If there’s a silver lining to this injury, it’s that it came just before the trade deadline, allowing the team to pivot if need be. The Pacers are just 2.5 games back of the top-seeded Milwaukee Bucks and 11 games ahead of the ninth-seeded Detroit Pistons. Just about every playoff probability tool pegs the Pacers as a lock to punch their postseason ticket.

Of course, those forecasts are based on a team with Oladipo’s immense talents. The Pacers have the best win percentage (15-6, .714) in clutch situations partly because Oladipo has been a monster in those moments. The All-Star had scored 76 points on top of 63.2 percent shooting in just 50 minutes of clutch time, per NBA.com. With Oladipo leading the way, the Pacers were plus-49 in those 50 minutes. They’ll miss his late-game heroics. 

Darren Collison and Bogdanovic figure to shoulder more of the late-game load in his absence. And they’re capable. But so is Mike Conley, an Indianopolis product who went to high school 12 miles from the Pacers’ arena. The Memphis Grizzlies reportedly put Conley and Marc Gasol on the trade block this week, accelerating the Conley-to-Pacers rumor mill into full tilt.
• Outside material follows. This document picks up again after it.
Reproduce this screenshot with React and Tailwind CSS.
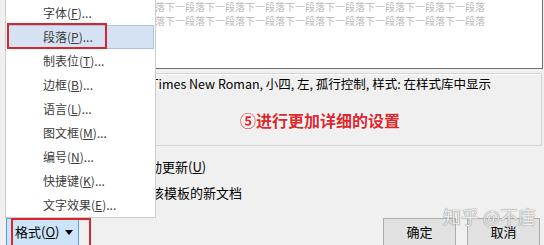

The Pacers are an ideal trade partner for any team looking to unload salary. Collison, Young, Bogdanovic, Cory Joseph and Tyreke Evans all have contracts that expire this summer and make between $8 and $14 million, an appealing carrot for a front office like Memphis looking to tear down their roster around Jaren Jackson Jr. 

Memphis, take your pick of three. 

A deal like Conley and Omri Casspi for Young, Evans and Collison could hold interest for both sides. The Pacers get a bankable star to lean on as Oladipo eases his way back to the fold. Not only that, they can free up minutes for Sabonis and Turner to flourish. The Grizzlies get a clean slate and relief from Conley’s $32 million annual salary over the next three years. One hitch to that deal: The Grizzlies’ haul might be too good to keep their top-eight protected first-round pick from going to Boston.

What about the East?
The Pacers went 7-4 while Oladipo was sidelined earlier this season, but as ESPN’s Kevin Pelton outlined, they didn’t fare nearly as well in 2017-18 when they lost all seven games without their All-Star. Going forward, the truth is probably somewhere in the middle.

With Oladipo sidelined and the Pacers likely to slide back to the middle of the pack, the Philadelphia 76ers and Boston Celtics could be less thirsty for a blockbuster move at the deadline. Why give up assets if you can move up organically? 

The Celtics could float Terry Rozier and Jaylen Brown on the trade market, but league sources tell NBCSports.com they are likely to sit sight and hope both bounce back to last season’s levels. With the chances of a midseason Anthony Davis trade lessening by the day, the Celtics have good reason to hold pat.

Philly, on the other hand, might think about this situation differently. Oladipo’s injury could make their path to a top-four seed easier, but wouldn’t you want to ensure home-court advantage in a possible No. 4-vs.-No. 5 matchup against Boston, the team that ousted them last year? 

The Markelle Fultz situation remains unresolved, making the former No. 1 overall pick a logical trade target in coming weeks. For Philly, sending Fultz, Justin Patton, Wilson Chandler and a pick to Atlanta for Kent Bazemore, Kevin Huerter and Dewayne Dedmon would fill needs for both sides. The Cavs, with Channing Frye and J.R. Smith, are also an intriguing trade partner for the shooting-starved Sixers if they don’t want to gamble on the buyout market. 

Oladipo’s injury clears the path for Philadelphia and Boston to secure home-court in the first round. But if the Pacers strike a deal for a big fish like Conley, don’t expect the Sixers or Celtics to sit in idle. The East is still there for the taking.